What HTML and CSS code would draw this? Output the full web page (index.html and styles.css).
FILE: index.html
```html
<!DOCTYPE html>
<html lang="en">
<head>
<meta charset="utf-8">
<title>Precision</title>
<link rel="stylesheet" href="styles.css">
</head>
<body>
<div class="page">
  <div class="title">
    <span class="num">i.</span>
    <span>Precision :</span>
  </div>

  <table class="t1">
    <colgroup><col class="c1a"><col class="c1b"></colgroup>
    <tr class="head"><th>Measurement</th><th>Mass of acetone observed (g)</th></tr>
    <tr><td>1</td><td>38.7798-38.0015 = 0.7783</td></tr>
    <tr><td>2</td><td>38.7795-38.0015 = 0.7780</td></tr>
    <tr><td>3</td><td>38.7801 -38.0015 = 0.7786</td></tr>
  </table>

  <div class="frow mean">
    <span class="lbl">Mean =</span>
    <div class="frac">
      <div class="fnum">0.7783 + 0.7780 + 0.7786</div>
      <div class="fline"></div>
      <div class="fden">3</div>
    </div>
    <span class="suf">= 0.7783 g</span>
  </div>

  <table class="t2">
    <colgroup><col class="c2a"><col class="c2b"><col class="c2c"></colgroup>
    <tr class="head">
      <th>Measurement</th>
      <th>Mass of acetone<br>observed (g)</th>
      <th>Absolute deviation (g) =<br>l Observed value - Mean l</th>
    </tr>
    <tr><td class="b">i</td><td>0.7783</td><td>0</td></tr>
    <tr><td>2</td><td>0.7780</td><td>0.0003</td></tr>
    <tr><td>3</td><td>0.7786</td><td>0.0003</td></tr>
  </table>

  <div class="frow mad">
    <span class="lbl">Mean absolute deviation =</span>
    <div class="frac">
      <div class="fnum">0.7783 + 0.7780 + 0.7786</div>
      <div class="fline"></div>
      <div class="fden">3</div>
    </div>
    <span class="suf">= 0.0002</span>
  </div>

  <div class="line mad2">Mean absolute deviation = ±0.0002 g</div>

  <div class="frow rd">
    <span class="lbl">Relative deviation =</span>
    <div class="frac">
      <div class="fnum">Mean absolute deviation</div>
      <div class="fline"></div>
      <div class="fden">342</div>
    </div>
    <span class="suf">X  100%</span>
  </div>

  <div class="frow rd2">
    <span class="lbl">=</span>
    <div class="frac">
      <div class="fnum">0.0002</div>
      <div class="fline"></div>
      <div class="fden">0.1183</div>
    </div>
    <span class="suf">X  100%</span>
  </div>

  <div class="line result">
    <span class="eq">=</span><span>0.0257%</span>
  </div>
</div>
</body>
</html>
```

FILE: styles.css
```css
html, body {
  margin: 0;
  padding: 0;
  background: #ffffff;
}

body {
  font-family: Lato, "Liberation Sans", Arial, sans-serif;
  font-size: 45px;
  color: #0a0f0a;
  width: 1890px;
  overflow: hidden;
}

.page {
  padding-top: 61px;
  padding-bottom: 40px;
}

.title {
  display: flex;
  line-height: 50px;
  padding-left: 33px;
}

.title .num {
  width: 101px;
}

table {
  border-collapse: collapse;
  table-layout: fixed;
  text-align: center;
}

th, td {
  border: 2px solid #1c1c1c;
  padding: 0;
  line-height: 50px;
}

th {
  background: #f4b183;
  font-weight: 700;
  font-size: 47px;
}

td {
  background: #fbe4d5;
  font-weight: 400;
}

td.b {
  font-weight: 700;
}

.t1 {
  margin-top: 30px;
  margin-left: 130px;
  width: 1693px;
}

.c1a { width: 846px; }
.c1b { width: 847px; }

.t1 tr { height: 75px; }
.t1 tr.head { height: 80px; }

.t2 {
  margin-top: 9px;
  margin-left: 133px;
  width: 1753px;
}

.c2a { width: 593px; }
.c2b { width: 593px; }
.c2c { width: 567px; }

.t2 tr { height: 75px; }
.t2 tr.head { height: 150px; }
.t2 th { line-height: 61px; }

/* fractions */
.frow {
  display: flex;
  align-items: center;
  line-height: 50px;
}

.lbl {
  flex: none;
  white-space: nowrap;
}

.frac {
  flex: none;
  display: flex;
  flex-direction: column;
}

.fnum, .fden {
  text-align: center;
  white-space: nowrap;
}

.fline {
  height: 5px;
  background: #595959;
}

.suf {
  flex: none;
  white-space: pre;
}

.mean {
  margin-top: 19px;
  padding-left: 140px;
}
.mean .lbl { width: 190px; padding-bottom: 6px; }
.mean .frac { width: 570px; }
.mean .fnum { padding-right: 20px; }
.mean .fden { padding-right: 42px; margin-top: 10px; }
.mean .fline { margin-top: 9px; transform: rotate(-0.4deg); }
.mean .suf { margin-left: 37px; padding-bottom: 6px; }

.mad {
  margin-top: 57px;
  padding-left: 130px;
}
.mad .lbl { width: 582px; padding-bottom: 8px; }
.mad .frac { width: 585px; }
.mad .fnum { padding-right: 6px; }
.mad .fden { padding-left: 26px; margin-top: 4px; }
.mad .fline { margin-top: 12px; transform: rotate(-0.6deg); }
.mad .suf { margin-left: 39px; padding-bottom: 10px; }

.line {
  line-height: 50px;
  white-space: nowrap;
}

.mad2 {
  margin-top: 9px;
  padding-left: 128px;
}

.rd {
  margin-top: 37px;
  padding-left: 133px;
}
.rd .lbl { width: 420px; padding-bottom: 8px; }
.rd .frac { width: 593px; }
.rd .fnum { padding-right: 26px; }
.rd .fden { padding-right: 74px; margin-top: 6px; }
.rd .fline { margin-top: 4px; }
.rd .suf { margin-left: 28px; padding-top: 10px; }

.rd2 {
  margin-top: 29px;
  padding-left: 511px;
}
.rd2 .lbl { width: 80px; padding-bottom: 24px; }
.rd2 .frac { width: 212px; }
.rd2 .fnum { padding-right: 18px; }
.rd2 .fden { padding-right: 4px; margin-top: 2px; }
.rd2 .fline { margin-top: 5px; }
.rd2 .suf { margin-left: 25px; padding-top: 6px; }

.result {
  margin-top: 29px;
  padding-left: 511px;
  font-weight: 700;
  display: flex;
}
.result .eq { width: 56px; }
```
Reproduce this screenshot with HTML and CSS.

### Work to do
The listing above must be transcribed exactly, line by line.

### Solution for this task
What HTML and CSS code would draw this? Output the full web page (index.html and styles.css).
FILE: index.html
```html
<!DOCTYPE html>
<html lang="en">
<head>
<meta charset="utf-8">
<title>Precision</title>
<link rel="stylesheet" href="styles.css">
</head>
<body>
<div class="page">
  <div class="title">
    <span class="num">i.</span>
    <span>Precision :</span>
  </div>

  <table class="t1">
    <colgroup><col class="c1a"><col class="c1b"></colgroup>
    <tr class="head"><th>Measurement</th><th>Mass of acetone observed (g)</th></tr>
    <tr><td>1</td><td>38.7798-38.0015 = 0.7783</td></tr>
    <tr><td>2</td><td>38.7795-38.0015 = 0.7780</td></tr>
    <tr><td>3</td><td>38.7801 -38.0015 = 0.7786</td></tr>
  </table>

  <div class="frow mean">
    <span class="lbl">Mean =</span>
    <div class="frac">
      <div class="fnum">0.7783 + 0.7780 + 0.7786</div>
      <div class="fline"></div>
      <div class="fden">3</div>
    </div>
    <span class="suf">= 0.7783 g</span>
  </div>

  <table class="t2">
    <colgroup><col class="c2a"><col class="c2b"><col class="c2c"></colgroup>
    <tr class="head">
      <th>Measurement</th>
      <th>Mass of acetone<br>observed (g)</th>
      <th>Absolute deviation (g) =<br>l Observed value - Mean l</th>
    </tr>
    <tr><td class="b">i</td><td>0.7783</td><td>0</td></tr>
    <tr><td>2</td><td>0.7780</td><td>0.0003</td></tr>
    <tr><td>3</td><td>0.7786</td><td>0.0003</td></tr>
  </table>

  <div class="frow mad">
    <span class="lbl">Mean absolute deviation =</span>
    <div class="frac">
      <div class="fnum">0.7783 + 0.7780 + 0.7786</div>
      <div class="fline"></div>
      <div class="fden">3</div>
    </div>
    <span class="suf">= 0.0002</span>
  </div>

  <div class="line mad2">Mean absolute deviation = ±0.0002 g</div>

  <div class="frow rd">
    <span class="lbl">Relative deviation =</span>
    <div class="frac">
      <div class="fnum">Mean absolute deviation</div>
      <div class="fline"></div>
      <div class="fden">342</div>
    </div>
    <span class="suf">X  100%</span>
  </div>

  <div class="frow rd2">
    <span class="lbl">=</span>
    <div class="frac">
      <div class="fnum">0.0002</div>
      <div class="fline"></div>
      <div class="fden">0.1183</div>
    </div>
    <span class="suf">X  100%</span>
  </div>

  <div class="line result">
    <span class="eq">=</span><span>0.0257%</span>
  </div>
</div>
</body>
</html>
```

FILE: styles.css
```css
html, body {
  margin: 0;
  padding: 0;
  background: #ffffff;
}

body {
  font-family: Lato, "Liberation Sans", Arial, sans-serif;
  font-size: 45px;
  color: #0a0f0a;
  width: 1890px;
  overflow: hidden;
}

.page {
  padding-top: 61px;
  padding-bottom: 40px;
}

.title {
  display: flex;
  line-height: 50px;
  padding-left: 33px;
}

.title .num {
  width: 101px;
}

table {
  border-collapse: collapse;
  table-layout: fixed;
  text-align: center;
}

th, td {
  border: 2px solid #1c1c1c;
  padding: 0;
  line-height: 50px;
}

th {
  background: #f4b183;
  font-weight: 700;
  font-size: 47px;
}

td {
  background: #fbe4d5;
  font-weight: 400;
}

td.b {
  font-weight: 700;
}

.t1 {
  margin-top: 30px;
  margin-left: 130px;
  width: 1693px;
}

.c1a { width: 846px; }
.c1b { width: 847px; }

.t1 tr { height: 75px; }
.t1 tr.head { height: 80px; }

.t2 {
  margin-top: 9px;
  margin-left: 133px;
  width: 1753px;
}

.c2a { width: 593px; }
.c2b { width: 593px; }
.c2c { width: 567px; }

.t2 tr { height: 75px; }
.t2 tr.head { height: 150px; }
.t2 th { line-height: 61px; }

/* fractions */
.frow {
  display: flex;
  align-items: center;
  line-height: 50px;
}

.lbl {
  flex: none;
  white-space: nowrap;
}

.frac {
  flex: none;
  display: flex;
  flex-direction: column;
}

.fnum, .fden {
  text-align: center;
  white-space: nowrap;
}

.fline {
  height: 5px;
  background: #595959;
}

.suf {
  flex: none;
  white-space: pre;
}

.mean {
  margin-top: 19px;
  padding-left: 140px;
}
.mean .lbl { width: 190px; padding-bottom: 6px; }
.mean .frac { width: 570px; }
.mean .fnum { padding-right: 20px; }
.mean .fden { padding-right: 42px; margin-top: 10px; }
.mean .fline { margin-top: 9px; transform: rotate(-0.4deg); }
.mean .suf { margin-left: 37px; padding-bottom: 6px; }

.mad {
  margin-top: 57px;
  padding-left: 130px;
}
.mad .lbl { width: 582px; padding-bottom: 8px; }
.mad .frac { width: 585px; }
.mad .fnum { padding-right: 6px; }
.mad .fden { padding-left: 26px; margin-top: 4px; }
.mad .fline { margin-top: 12px; transform: rotate(-0.6deg); }
.mad .suf { margin-left: 39px; padding-bottom: 10px; }

.line {
  line-height: 50px;
  white-space: nowrap;
}

.mad2 {
  margin-top: 9px;
  padding-left: 128px;
}

.rd {
  margin-top: 37px;
  padding-left: 133px;
}
.rd .lbl { width: 420px; padding-bottom: 8px; }
.rd .frac { width: 593px; }
.rd .fnum { padding-right: 26px; }
.rd .fden { padding-right: 74px; margin-top: 6px; }
.rd .fline { margin-top: 4px; }
.rd .suf { margin-left: 28px; padding-top: 10px; }

.rd2 {
  margin-top: 29px;
  padding-left: 511px;
}
.rd2 .lbl { width: 80px; padding-bottom: 24px; }
.rd2 .frac { width: 212px; }
.rd2 .fnum { padding-right: 18px; }
.rd2 .fden { padding-right: 4px; margin-top: 2px; }
.rd2 .fline { margin-top: 5px; }
.rd2 .suf { margin-left: 25px; padding-top: 6px; }

.result {
  margin-top: 29px;
  padding-left: 511px;
  font-weight: 700;
  display: flex;
}
.result .eq { width: 56px; }
```
Reproduce this screenshot with HTML and CSS.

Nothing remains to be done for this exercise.